Where did it go wrong?
I was actually demonstrating the fantastic Cluster Aware Updating functionality in Windows Server 2012 clusters, which would automatically move all VMs off a host, update it, reboot it, live migrate the VMs back to the updated cluster node and move on to the next.
The problematic July Update Rollup KB2855336 – which was one of the updates to be processed – is actually a collection of originally 20 issues that solves problems in several areas. A still unidentified part of that rollup caused a 0x000000D1 Stop error while live migrating a VM on a Windows Server 2012-based server. So Cluster Aware Updating using the Live Migration mechanism to place a host in maintenance mode, combined with the mentioned update, sent shockwaves through the cluster. In this case both cluster nodes crashed within minutes.
Ironically enough this same July Update Rollup also contained an important fix for a problem that has been around for some time: Active Directory database becomes corrupted when a Windows Server 2012-based Hyper-V host server crashes (KB2853952).
Assume that you have a Windows Server 2012-based virtualized domain controller on a Windows Server 2012-based Hyper-V host server. When the Hyper-V host server crashes or encounters a power outage, the Active Directory database may become corrupted.
This issue occurs because the guest system requests the Hyper-V server to turn off disk caching on a disk. However, the Hyper-V server misinterprets the request and keeps disk caching enabled.
If you try to disable the write caching manually you will see this error: “Windows could not change the write-caching setting for the device. Your device might not support this feature or changing the setting.” On a physical domain controller this has never been a problem.
CORRUPTED DOMAIN CONTROLLER
It takes very little imagination to guess what happened to Active Directory if you combine the full STOP of the fabric management cluster and the AD domain controllers that were virtualized on that same Hyper-V cluster without the required updates and hotfixes.
I ended up filing a case with Microsoft Support and although we were on the brink of last weekend, a really knowledgeable AD support specialist got in touch and helped me identify the damage that was done. The DC running all the FSMO roles including the Schema were on a VM that was totally broken. PowerShell, Server Manager or even the Event Viewer could no longer be started, although fortunately we could still open a command prompt. Remoting into the machine was also no longer possible.
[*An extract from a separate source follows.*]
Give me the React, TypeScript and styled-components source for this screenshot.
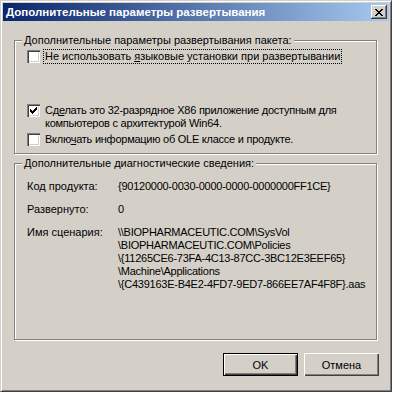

In short we took exports of both Active Directory Controller VMs, rebooted, got SYSVOL replication working again which took at least two hours to repair, moved off the Schema and FSMO roles to a freshly installed DC. We then tried to demote the corrupted DC which was not possible in the GUI or interactive mode. Because the command prompt still worked, I was able to run:
dcpromo /unattend /username:<domain admin> /userdomain:<domain> /password:<Domain Admin password> /administratorpassword:<local admin password>
And this was only the domain controller. Meanwhile also a Cluster Shared Volumes disk had gone wrong during the crash and required a Chkdsk.
It turned out that one VM’s virtual hard disk was corrupt beyond repair. Several other VM’s had to be reinstalled because they showed unexpected behavior. At the end of the day I realized I had seen the largest corruption in my entire 30 year career working in the IT industry.
A full STOP of a cluster node, just like a power outage which is not protected by UPS or no-break system, can cause potential damage to your files and databases when data in the write cache is unprotected. When a virtual domain controller starts, it requests disabling of the disk cache on the virtual disk controller (IDE or SCSI). On a physical domain controller this is handled correctly, but the virtual AD controller would report success although in reality it could not actually disable the cache. This is the situation that could lead to corruption if the physical Hyper-V host would unexpectedly reboot. The unwanted result is that AD at the jet database layer does not request write-through I/O (writing directly to the disk without using disk cache) because AD assumed the disk cache had already been disabled.
KB2853952 actually fixes this situation so that the OS correctly reports that disk cache cannot be disabled. The jet database now being properly informed, requests I/O to be written directly to disk which is then correctly handled by the Hyper-V storage filter driver in the guest.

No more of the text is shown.